▸ **SHORT EXERCISE**
Transcribe the lines below verbatim, skipping the images.

------ STORED DATA

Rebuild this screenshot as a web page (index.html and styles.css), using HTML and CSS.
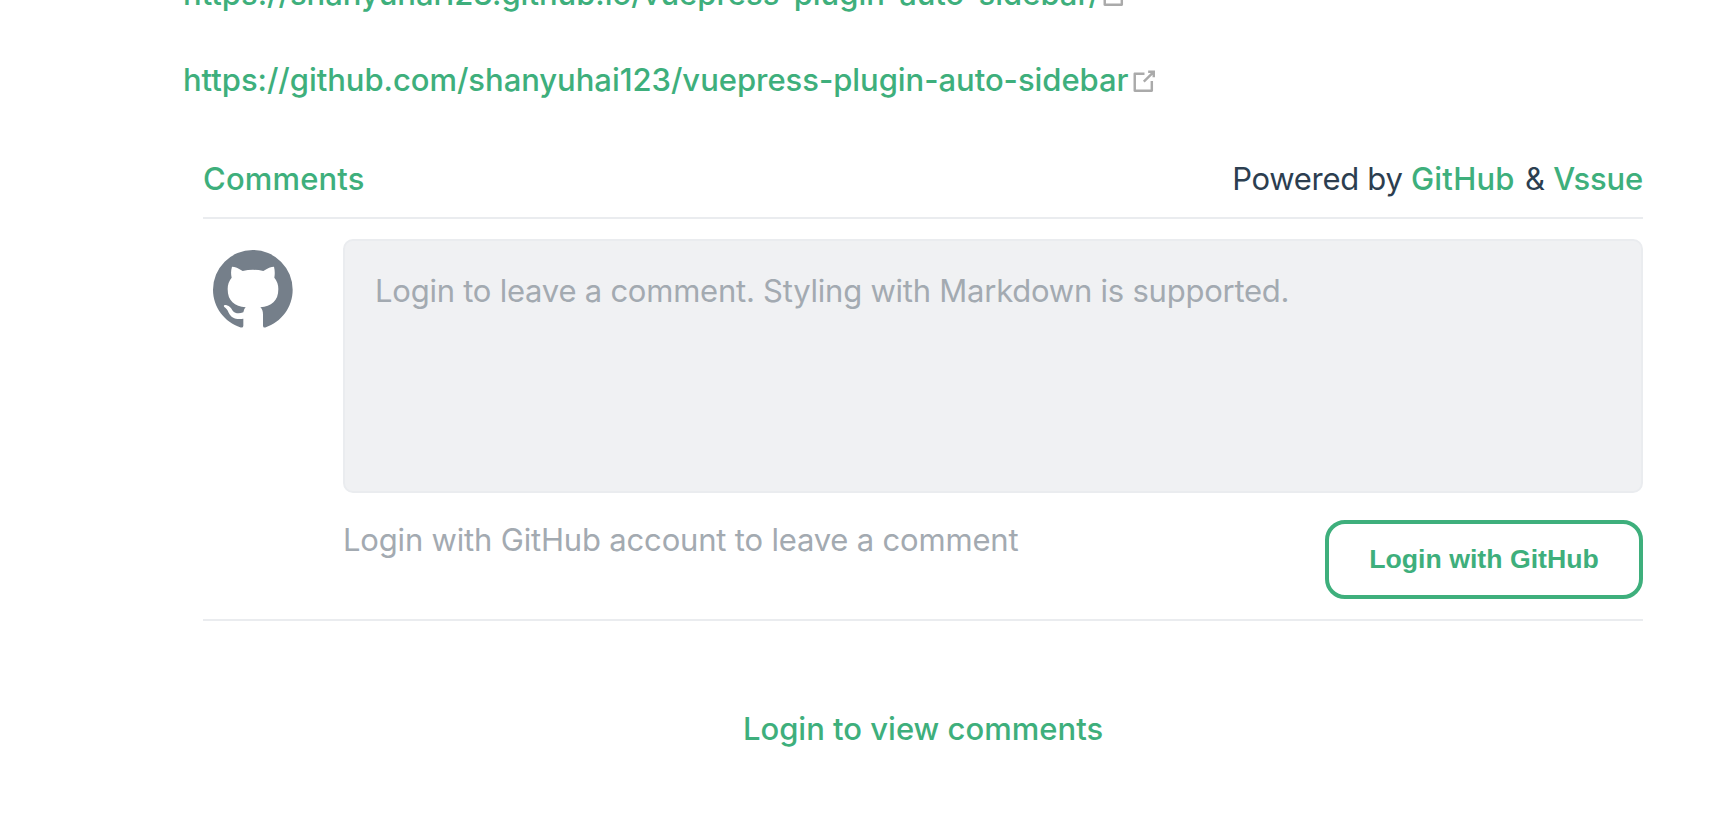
FILE: index.html
```
<!DOCTYPE html>
<html lang="en">
<head>
<meta charset="utf-8">
<title>Comments</title>
<link rel="stylesheet" href="styles.css">
</head>
<body>
<main class="page">
  <p class="link-row"><a class="link link-docs">https://shanyuhai123.github.io/vuepress-plugin-auto-sidebar/</a><svg class="outbound" viewBox="0 0 100 100"><path d="M18.8,85.1h56l0,0c2.2,0,4-1.8,4-4v-32h-8v28h-48v-48h28v-8h-32l0,0c-2.2,0-4,1.8-4,4v56C14.8,83.3,16.6,85.1,18.8,85.1z"/><path d="M45.7,48.7 51.3,54.3 77.2,28.5 77.2,37.2 85.2,37.2 85.2,14.9 62.8,14.9 62.8,22.9 71.5,22.9z"/></svg></p>
  <p class="link-row"><a class="link link-repo">https://github.com/shanyuhai123/vuepress-plugin-auto-sidebar</a><svg class="outbound" viewBox="0 0 100 100"><path d="M18.8,85.1h56l0,0c2.2,0,4-1.8,4-4v-32h-8v28h-48v-48h28v-8h-32l0,0c-2.2,0-4,1.8-4,4v56C14.8,83.3,16.6,85.1,18.8,85.1z"/><path d="M45.7,48.7 51.3,54.3 77.2,28.5 77.2,37.2 85.2,37.2 85.2,14.9 62.8,14.9 62.8,22.9 71.5,22.9z"/></svg></p>
  <section class="comments">
    <header class="comments-header">
      <a class="link comments-title">Comments</a>
      <span class="powered">Powered by <a class="link powered-github">GitHub</a> &amp; <a class="link powered-vssue">Vssue</a></span>
    </header>
    <div class="new-comment">
      <svg class="avatar" viewBox="69 90 240 234"><path d="M188.500 90A119.500 119.500 0 0 0 69 209.500C69 262 104 307 152 322.500Q160 324 160 317V296C137 299 124 294 116 278C113 270 108 264 103 261C99 257 104 254 110 256C119 258 123 265 128 272C136 282 149 281 160 277Q161 267 167 262C134 258 113 244 113 207Q113 187 125 173Q121 157 126 140Q139 140 158 153Q189 146 220 153Q239 140 252 140Q256 157 253 173Q265 187 265 207C265 244 244 258 211 262Q219 269 219 284V317Q219 324 226 322.500C274 307 308 262 308 209.500A119.500 119.500 0 0 0 188.500 90Z"/></svg>
      <div class="form">
        <div class="input"><span class="placeholder">Login to leave a comment. Styling with Markdown is supported.</span></div>
        <div class="actions">
          <span class="hint">Login with GitHub account to leave a comment</span>
          <button class="login">Login with GitHub</button>
        </div>
      </div>
    </div>
    <div class="view-row"><a class="link view">Login to view comments</a></div>
  </section>
</main>
</body>
</html>
```
FILE: styles.css
```
* { box-sizing: border-box; }
body {
  margin: 0;
  height: 814px;
  overflow: hidden;
  background: #fff;
  color: #2c3e50;
  font: 400 31px/54px Inter, "Liberation Sans", sans-serif;
  white-space: nowrap;
}
.page { margin-top: -33px; padding-left: 183px; }
.link { color: #3eaf7c; font-weight: 500; }
.link-row { display: flex; align-items: center; height: 54px; margin: 0 0 32px; }
.link-repo { letter-spacing: -0.04px; }
.link-docs { letter-spacing: -0.02px; }
.outbound { width: 30.5px; height: 30.5px; margin-top: 2px; fill: #aaa; }
.link-docs + .outbound { margin-left: -1px; }
.comments { width: 1440px; margin-left: 20px; padding-top: 13px; }
.comments-header {
  display: flex;
  justify-content: space-between;
  height: 67px;
  border-bottom: 2px solid #eaecef;
}
.comments-title { letter-spacing: 0.15px; }
.powered { letter-spacing: -0.3px; }
.powered-github { margin-right: 2px; letter-spacing: 0.2px; }
.powered-vssue { letter-spacing: -0.2px; }
.new-comment {
  display: flex;
  align-items: flex-start;
  height: 402px;
  padding-top: 20px;
  border-bottom: 2px solid #eaecef;
}
.avatar { flex: none; width: 80px; height: 78px; margin: 11px 50px 0 10px; fill: #757f8a; }
.form { width: 1300px; }
.input {
  height: 254px;
  padding: 23px 30px;
  border: 2px solid #eaecef;
  border-radius: 10px;
  background: #f0f1f3;
  color: #a3aab1;
}
.placeholder { letter-spacing: -0.235px; }
.actions { display: flex; justify-content: space-between; padding-top: 27px; }
.hint { color: #a3aab1; height: 54px; margin-top: -7px; letter-spacing: -0.18px; }
.login {
  width: 318px;
  height: 79px;
  padding: 0;
  border: 4px solid #3eaf7c;
  border-radius: 20px;
  background: #fff;
  color: #3eaf7c;
  font: 700 26.670px "Liberation Sans", Arial, sans-serif;
}
.view-row { display: flex; justify-content: center; padding-top: 81px; }
```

------------

▸ **RESULT OF THE TASK**
Rebuild this screenshot as a web page (index.html and styles.css), using HTML and CSS.
FILE: index.html
```
<!DOCTYPE html>
<html lang="en">
<head>
<meta charset="utf-8">
<title>Comments</title>
<link rel="stylesheet" href="styles.css">
</head>
<body>
<main class="page">
  <p class="link-row"><a class="link link-docs">https://shanyuhai123.github.io/vuepress-plugin-auto-sidebar/</a><svg class="outbound" viewBox="0 0 100 100"><path d="M18.8,85.1h56l0,0c2.2,0,4-1.8,4-4v-32h-8v28h-48v-48h28v-8h-32l0,0c-2.2,0-4,1.8-4,4v56C14.8,83.3,16.6,85.1,18.8,85.1z"/><path d="M45.7,48.7 51.3,54.3 77.2,28.5 77.2,37.2 85.2,37.2 85.2,14.9 62.8,14.9 62.8,22.9 71.5,22.9z"/></svg></p>
  <p class="link-row"><a class="link link-repo">https://github.com/shanyuhai123/vuepress-plugin-auto-sidebar</a><svg class="outbound" viewBox="0 0 100 100"><path d="M18.8,85.1h56l0,0c2.2,0,4-1.8,4-4v-32h-8v28h-48v-48h28v-8h-32l0,0c-2.2,0-4,1.8-4,4v56C14.8,83.3,16.6,85.1,18.8,85.1z"/><path d="M45.7,48.7 51.3,54.3 77.2,28.5 77.2,37.2 85.2,37.2 85.2,14.9 62.8,14.9 62.8,22.9 71.5,22.9z"/></svg></p>
  <section class="comments">
    <header class="comments-header">
      <a class="link comments-title">Comments</a>
      <span class="powered">Powered by <a class="link powered-github">GitHub</a> &amp; <a class="link powered-vssue">Vssue</a></span>
    </header>
    <div class="new-comment">
      <svg class="avatar" viewBox="69 90 240 234"><path d="M188.500 90A119.500 119.500 0 0 0 69 209.500C69 262 104 307 152 322.500Q160 324 160 317V296C137 299 124 294 116 278C113 270 108 264 103 261C99 257 104 254 110 256C119 258 123 265 128 272C136 282 149 281 160 277Q161 267 167 262C134 258 113 244 113 207Q113 187 125 173Q121 157 126 140Q139 140 158 153Q189 146 220 153Q239 140 252 140Q256 157 253 173Q265 187 265 207C265 244 244 258 211 262Q219 269 219 284V317Q219 324 226 322.500C274 307 308 262 308 209.500A119.500 119.500 0 0 0 188.500 90Z"/></svg>
      <div class="form">
        <div class="input"><span class="placeholder">Login to leave a comment. Styling with Markdown is supported.</span></div>
        <div class="actions">
          <span class="hint">Login with GitHub account to leave a comment</span>
          <button class="login">Login with GitHub</button>
        </div>
      </div>
    </div>
    <div class="view-row"><a class="link view">Login to view comments</a></div>
  </section>
</main>
</body>
</html>
```
FILE: styles.css
```
* { box-sizing: border-box; }
body {
  margin: 0;
  height: 814px;
  overflow: hidden;
  background: #fff;
  color: #2c3e50;
  font: 400 31px/54px Inter, "Liberation Sans", sans-serif;
  white-space: nowrap;
}
.page { margin-top: -33px; padding-left: 183px; }
.link { color: #3eaf7c; font-weight: 500; }
.link-row { display: flex; align-items: center; height: 54px; margin: 0 0 32px; }
.link-repo { letter-spacing: -0.04px; }
.link-docs { letter-spacing: -0.02px; }
.outbound { width: 30.5px; height: 30.5px; margin-top: 2px; fill: #aaa; }
.link-docs + .outbound { margin-left: -1px; }
.comments { width: 1440px; margin-left: 20px; padding-top: 13px; }
.comments-header {
  display: flex;
  justify-content: space-between;
  height: 67px;
  border-bottom: 2px solid #eaecef;
}
.comments-title { letter-spacing: 0.15px; }
.powered { letter-spacing: -0.3px; }
.powered-github { margin-right: 2px; letter-spacing: 0.2px; }
.powered-vssue { letter-spacing: -0.2px; }
.new-comment {
  display: flex;
  align-items: flex-start;
  height: 402px;
  padding-top: 20px;
  border-bottom: 2px solid #eaecef;
}
.avatar { flex: none; width: 80px; height: 78px; margin: 11px 50px 0 10px; fill: #757f8a; }
.form { width: 1300px; }
.input {
  height: 254px;
  padding: 23px 30px;
  border: 2px solid #eaecef;
  border-radius: 10px;
  background: #f0f1f3;
  color: #a3aab1;
}
.placeholder { letter-spacing: -0.235px; }
.actions { display: flex; justify-content: space-between; padding-top: 27px; }
.hint { color: #a3aab1; height: 54px; margin-top: -7px; letter-spacing: -0.18px; }
.login {
  width: 318px;
  height: 79px;
  padding: 0;
  border: 4px solid #3eaf7c;
  border-radius: 20px;
  background: #fff;
  color: #3eaf7c;
  font: 700 26.670px "Liberation Sans", Arial, sans-serif;
}
.view-row { display: flex; justify-content: center; padding-top: 81px; }
```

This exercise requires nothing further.